Feb 25, 2013

A Case for E-Cigarettes in France: Vaping is Ravissant!

Smoking is On the Rise Among French Women

Last week, I wrote about the fact that smoking has reached a true crisis level in Ireland. Nearly 30 percent of Irish women smoke, and the smoking rate is as high as 50 percent in lower socio-economic classes.

Smoking is also on the rise among French women according to a new study by the French public health group called MONICA.* Over the last two decades, the smoking rate among French women has risen by nearly 3 percent.

Tobacco use among women rose from 18.9 percent to 20 percent, while the rate of women who never tried smoking, went down dramatically from 72.4 percent to 54.6 percent. (That's a confusing number. Let's look at it this way: the rate of women who TRIED smoking at any point went up from 27.6 percent to 45.4 percent.)

And here's the kicker: the age when women started smoking dropped from 21.4 years to 18.8 years during the last 20 years.

Smoking is on the rise among French women.
Is it because they think smoking looks "ravissant"?
It actually makes me wonder: is it because French women think that smoking looks sexy and cool? Do they think it helps them look "ravissant," "à la mode" or "très tendance?"

People who know me know I'm on a mission to make smoking look "uncool" and to make vaping look sexy and in vogue. I want to get the message out to women all over the world that smoking is no longer cool, now that there's a hip new alternative called vaping.

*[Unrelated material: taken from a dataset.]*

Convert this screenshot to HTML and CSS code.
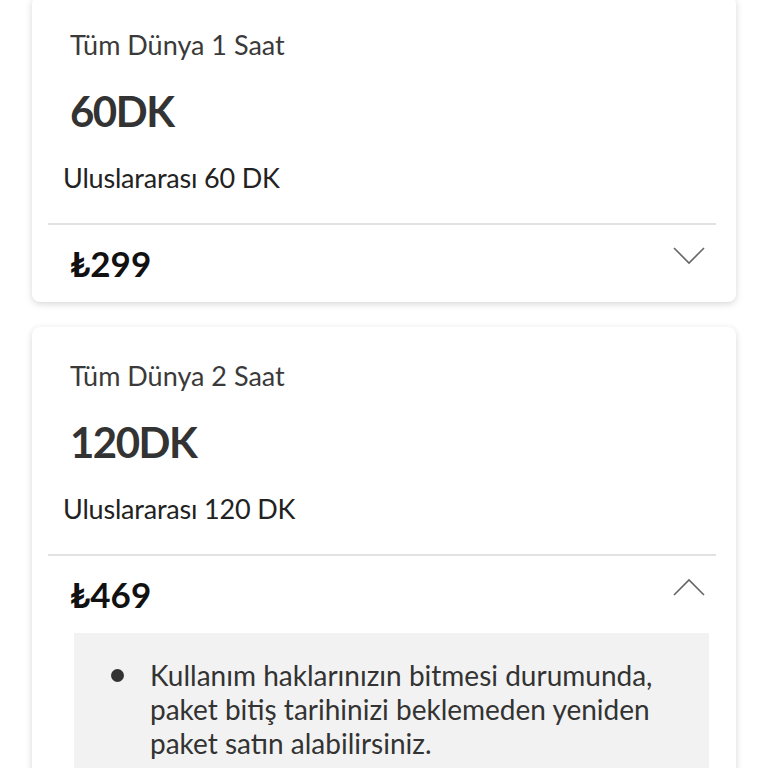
FILE: index.html
```html
<!DOCTYPE html>
<html lang="tr">
<head>
    <meta charset="UTF-8">
    <meta name="viewport" content="width=device-width, initial-scale=1.0">
    <title>Paketler</title>
    <link rel="stylesheet" href="styles.css">
</head>
<body>

    <div class="plans">

        <div class="card">
            <div class="card-body">
                <div class="plan-name">Tüm Dünya 1 Saat</div>
                <div class="plan-amount">60DK</div>
                <div class="plan-desc">Uluslararası 60 DK</div>
            </div>
            <div class="card-footer">
                <div class="price">₺299</div>
                <svg class="chevron" width="32" height="18" viewBox="0 0 32 18">
                    <polyline points="1,1 16,16 31,1" fill="none" stroke="#666" stroke-width="1.6"/>
                </svg>
            </div>
        </div>

        <div class="card">
            <div class="card-body">
                <div class="plan-name">Tüm Dünya 2 Saat</div>
                <div class="plan-amount">120DK</div>
                <div class="plan-desc">Uluslararası 120 DK</div>
            </div>
            <div class="card-footer">
                <div class="price">₺469</div>
                <svg class="chevron" width="32" height="18" viewBox="0 0 32 18">
                    <polyline points="1,17 16,2 31,17" fill="none" stroke="#666" stroke-width="1.6"/>
                </svg>
            </div>
            <div class="details">
                <ul>
                    <li>Kullanım haklarınızın bitmesi durumunda, paket bitiş tarihinizi beklemeden yeniden paket satın alabilirsiniz.</li>
                </ul>
            </div>
        </div>

    </div>

</body>
</html>
```

FILE: styles.css
```css
body {
    margin: 0;
    font-family: Lato, "Noto Sans", sans-serif;
    background-color: #fff;
    color: #333;
}

.plans {
    margin: -4px 32px 0;
}

.card {
    background-color: #fff;
    border-radius: 8px;
    box-shadow: 0 2px 7px rgba(0, 0, 0, 0.16);
    margin-bottom: 25px;
    overflow: hidden;
}

.card-body {
    margin: 0 20px 0 16px;
    padding: 33px 0 28px 22px;
    border-bottom: 2px solid #e2e2e2;
}

.plan-name {
    font-size: 27px;
    line-height: 31px;
    color: #3a3a3a;
}

.plan-amount {
    font-size: 42px;
    line-height: 53px;
    font-weight: bold;
    color: #333;
    margin-top: 25px;
    letter-spacing: -1.5px;
}

.plan-desc {
    font-size: 27px;
    line-height: 34px;
    color: #222;
    margin-top: 23px;
    margin-left: -7px;
    letter-spacing: -0.2px;
}

.card-footer {
    display: flex;
    justify-content: space-between;
    align-items: flex-start;
    padding: 18px 31px 18px 38px;
}

.price {
    font-size: 35px;
    line-height: 41px;
    font-weight: bold;
    color: #111;
}

.chevron {
    margin-top: 4px;
}

.details {
    background-color: #f2f2f2;
    margin: 0 27px 0 42px;
    padding: 25px 20px 30px 36px;
}

.details ul {
    margin: 0;
    padding-left: 40px;
    list-style: none;
}

.details li {
    position: relative;
    font-size: 28px;
    line-height: 34px;
    color: #333;
}

.details li::before {
    content: "";
    position: absolute;
    left: -39px;
    top: 11px;
    width: 13px;
    height: 13px;
    border-radius: 50%;
    background-color: #333;
}
```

I think it's about time we made a case for e-cigarettes that wasn't just about the fact that it's the better alternative that doesn't produce secondhand smoke, nor does it contain the horrible 4,000 chemicals in cigarettes. The e-cigarette case we need to make to women is about the fact that vaping is sexier, vampier and in vogue. Smoking is for tramps. . . vaping is for vamps!

The irony is that this study actually found that the smoking rate among French men dropped by about 15 percent during that same period. The rate of men who used tobacco dropped from 40 percent to 24.3 percent over the past 20 years. The age when they pick up the habit stayed the same, at around 17.5 years. But the rate of men who never tried smoking rose from 24.7 percent to 38.2 percent.

The study looked at nearly 10,000 people over a 22-year period from 1985-87, 1995-97 and 2005-07. People were interviewed about their past or current tobacco use, the number of cigarettes they used each day, when they started smoking, their attempts to quit smoking, and their exposure to tobacco smoke.

MONICA (MONItoring trends and determinants in CArdiovascular disease) and the World Health Organization conducted the study, which was published in the latest issue of the European Journal of Cardiovascular Prevention and Rehabilitation.